How it works in practice

Say your entree section currently ranges from $22 to $34. You add a dry-aged ribeye for $52 at the top of the section. You do not expect it to be your top seller, but you source quality beef and execute it beautifully for the guests who do order it.

What happens next is interesting. Your $28 to $34 entrees, which are your real profit drivers, start selling better because they now sit in the middle of the range instead of the top. Guests who might have defaulted to the cheapest option at $22 now feel comfortable ordering in the $28 to $34 range because the $52 steak has shifted their sense of what is expensive on your menu.

In practice, restaurants that use price anchoring effectively often see their average entree price increase by $3 to $6 per guest.
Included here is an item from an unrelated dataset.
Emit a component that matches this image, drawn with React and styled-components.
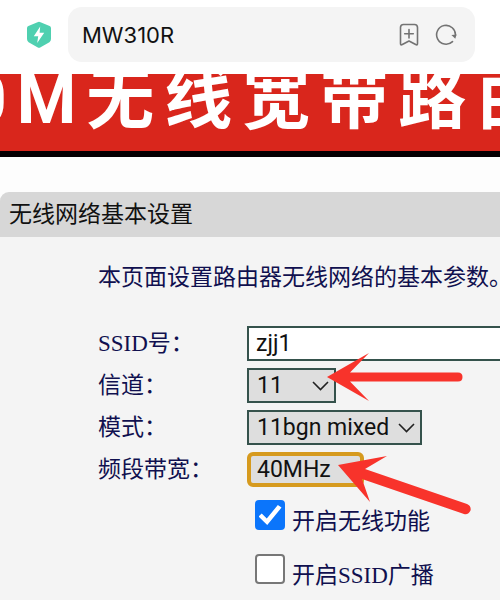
import React from 'react';
import styled, { createGlobalStyle } from 'styled-components';

const GlobalStyle = createGlobalStyle`
  * {
    box-sizing: border-box;
  }

  body {
    margin: 0;
    background: #fdfdfd;
    color: #111;
    font-family: 'Liberation Serif', 'Noto Sans CJK SC', serif;
    font-size: 23px;
    overflow: hidden;
  }
`;

// Browser chrome
const AddressBar = styled.header`
  display: flex;
  align-items: center;
  gap: 16px;
  padding: 7px 25px 12px 26px;
  background: #fff;
`;

const AddressField = styled.div`
  flex: 1;
  display: flex;
  align-items: center;
  gap: 16px;
  height: 55px;
  padding: 0 18px 0 14px;
  border-radius: 14px;
  background: #f4f4f4;
`;

const PageTitle = styled.span`
  flex: 1;
  font-family: Inter, 'Liberation Sans', sans-serif;
  font-size: 22px;
`;

const IconButton = styled.button`
  display: flex;
  padding: 0;
  border: 0;
  background: none;
  color: #737373;
`;

// Router page
const Banner = styled.div`
  display: flex;
  justify-content: center;
  padding: 0 0 25px 22px;
  border-bottom: 6px solid #050002;
  background: #d9261c;
  color: #fff;
  font-family: Roboto, 'Noto Sans CJK SC', sans-serif;
  font-size: 68px;
  font-weight: bold;
  line-height: 52px;
  white-space: nowrap;
  overflow: hidden;
`;

const BannerText = styled.span`
  letter-spacing: 10px;
`;

const Panel = styled.main`
  margin-top: 35px;
  min-height: calc(100vh - 192px);
  border-top-left-radius: 9px;
  background: #f4f4f4;
  color: #10104f;
  overflow: hidden;
`;

const PanelTitle = styled.h1`
  margin: 0;
  padding: 0 9px;
  background: #d7d7d7;
  color: #111;
  font-size: 23px;
  font-weight: normal;
  line-height: 45px;
`;

const Form = styled.form`
  padding: 24px 0 16px 98px;
`;

const Intro = styled.p`
  margin: 0 0 32px;
  line-height: 33px;
  white-space: nowrap;
`;

const Row = styled.div`
  display: grid;
  grid-template-columns: 149px 1fr;
  align-items: center;
  margin-bottom: 7px;
`;

const Label = styled.label`
  line-height: 35px;
`;

const TextInput = styled.input`
  width: 100%;
  height: 35px;
  padding: 0 7px;
  border: 2px solid #35524c;
  border-right: 0;
  border-radius: 0;
  outline: 0;
  background: #fff;
  color: #111;
  font-family: Roboto, sans-serif;
  font-size: 23px;
`;

const SelectBox = styled.div`
  position: relative;
  justify-self: start;
  width: ${(props) => props.$width}px;
`;

const Select = styled.select`
  display: block;
  appearance: none;
  width: 100%;
  height: 35px;
  padding: 0 ${(props) => (props.$focused ? 6 : 8)}px;
  border: ${(props) => (props.$focused ? '4px solid #d69a1e' : '2px solid #35524c')};
  border-radius: ${(props) => (props.$focused ? 6 : 0)}px;
  outline: 0;
  background: #dedede;
  color: #111;
  font-family: Roboto, sans-serif;
  font-size: 23px;
`;

const Chevron = styled.svg`
  position: absolute;
  top: 13px;
  right: 7px;
  pointer-events: none;
`;

const Arrow = styled.svg`
  position: absolute;
  top: ${(props) => props.$top}px;
  left: ${(props) => props.$left}px;
  z-index: 1;
  pointer-events: none;
`;

const Checks = styled.div`
  padding: 6px 0 0 157px;
`;

const CheckRow = styled.div`
  display: flex;
  align-items: flex-start;
  gap: 7px;
  height: 54px;
`;

const Checkbox = styled.input`
  appearance: none;
  flex: none;
  display: grid;
  place-items: center;
  width: 30px;
  height: 30px;
  margin: 0;
  border: 2px solid #777;
  border-radius: 4px;
  background: #fff;

  &:checked {
    border-color: #0b75fb;
    background: #0b75fb;
  }

  &:checked::before {
    content: '';
    width: 23px;
    height: 20px;
    background: #fff;
    clip-path: polygon(0 57%, 14% 43%, 36% 68%, 84% 0, 100% 13%, 38% 100%);
  }
`;

const CheckLabel = styled.label`
  padding-top: 5px;
  line-height: 33px;
`;

const ShieldIcon = () => (
  <svg width="26" height="28" viewBox="0 0 26 28" aria-hidden="true">
    <path
      d="M11.5 1.3 Q13 .4 14.5 1.3 L23.6 5 Q25 5.6 25 7.2 V18 Q25 20 23.4 21.2 L14.6 26.2 Q13 27.4 11.4 26.2 L2.6 21.2 Q1 20 1 18 V7.2 Q1 5.6 2.4 5 Z"
      fill="#4fd0b0"
    />
    <path d="M14.2 5.5 L7.8 15.2 H12.2 L11.2 22 L18.2 11.8 H13.6 Z" fill="#fff" />
  </svg>
);

const BookmarkIcon = () => (
  <svg width="20" height="24" viewBox="0 0 20 24" fill="none" stroke="currentColor" strokeWidth="1.6" aria-hidden="true">
    <path
      d="M4.5 1.500 H15.5 Q18.5 1.500 18.5 4.500 V20.5 Q18.5 22.6 16.7 21.5 L10 18 L3.3 21.5 Q1.5 22.6 1.5 20.5 V4.500 Q1.5 1.500 4.5 1.500 Z M10 6.5 V15 M5.7 10.7 H14.3"
      strokeLinecap="round"
      strokeLinejoin="round"
    />
  </svg>
);

const ReloadIcon = () => (
  <svg width="22" height="22" viewBox="0 0 22 22" fill="none" stroke="currentColor" strokeWidth="1.6" aria-hidden="true">
    <path d="M17.5 17.6 A9.4 9.4 0 1 1 20.4 11.5" strokeLinecap="round" />
    <path d="M16.4 11 L21.6 10.5 L20.3 14.8 Z" fill="currentColor" stroke="none" />
  </svg>
);

const SelectField = ({ id, label, value, width, focused, chevron = true, children }) => (
  <Row>
    <Label htmlFor={id}>{label}</Label>
    <SelectBox $width={width}>
      <Select id={id} defaultValue={value} $focused={focused}>
        <option>{value}</option>
      </Select>
      {chevron && (
        <Chevron width="17" height="10" viewBox="0 0 17 10" fill="none" stroke="#222" strokeWidth="1.6">
          <path d="M1 1 L8.5 8.5 L16 1" />
        </Chevron>
      )}
      {children}
    </SelectBox>
  </Row>
);

const CheckField = ({ id, label, checked }) => (
  <CheckRow>
    <Checkbox type="checkbox" id={id} defaultChecked={checked} />
    <CheckLabel htmlFor={id}>{label}</CheckLabel>
  </CheckRow>
);

const App = () => {
  return (
    <>
      <GlobalStyle />
      <AddressBar>
        <ShieldIcon />
        <AddressField>
          <PageTitle>MW310R</PageTitle>
          <IconButton type="button" aria-label="Bookmark">
            <BookmarkIcon />
          </IconButton>
          <IconButton type="button" aria-label="Reload">
            <ReloadIcon />
          </IconButton>
        </AddressField>
      </AddressBar>

      <Banner>
        <BannerText>0M无线宽带路由</BannerText>
      </Banner>

      <Panel>
        <PanelTitle>无线网络基本设置</PanelTitle>
        <Form>
          <Intro>本页面设置路由器无线网络的基本参数。</Intro>
          <Row>
            <Label htmlFor="ssid">SSID号：</Label>
            <TextInput id="ssid" type="text" defaultValue="zjj1" />
          </Row>
          <SelectField id="channel" label="信道：" value="11" width={89}>
            <Arrow $top={-16} $left={79} width="138" height="50" viewBox="0 0 138 50">
              <path
                d="M1 25 L43 1 L24 20.5 H132 Q136.5 20.5 136.5 25 Q136.5 29.5 132 29.5 H24 L43 49 Z"
                fill="#f8332b"
              />
            </Arrow>
          </SelectField>
          <SelectField id="mode" label="模式：" value="11bgn mixed" width={175} />
          <SelectField id="bandwidth" label="频段带宽：" value="40MHz" width={117} focused chevron={false}>
            <Arrow $top={3} $left={90} width="136" height="62" viewBox="0 0 136 62">
              <path
                d="M1 10 L50 1 L28 14 L130 49 Q134.5 51 133.5 55.5 Q131.5 60 127 59 L25 24 L33 47 Z"
                fill="#f8332b"
              />
            </Arrow>
          </SelectField>
          <Checks>
            <CheckField id="wireless" label="开启无线功能" checked />
            <CheckField id="broadcast" label="开启SSID广播" />
          </Checks>
        </Form>
      </Panel>
    </>
  );
};

export default App;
Across a hundred covers on a busy night, that is an extra $300 to $600 in revenue without changing a single recipe.

Connecting the dots

Price anchoring works best as part of a broader menu engineering strategy. It pairs well with smart item placement, appealing descriptions, and a clear understanding of which dishes you want to sell more of. It is a simple adjustment that can meaningfully shift your revenue mix.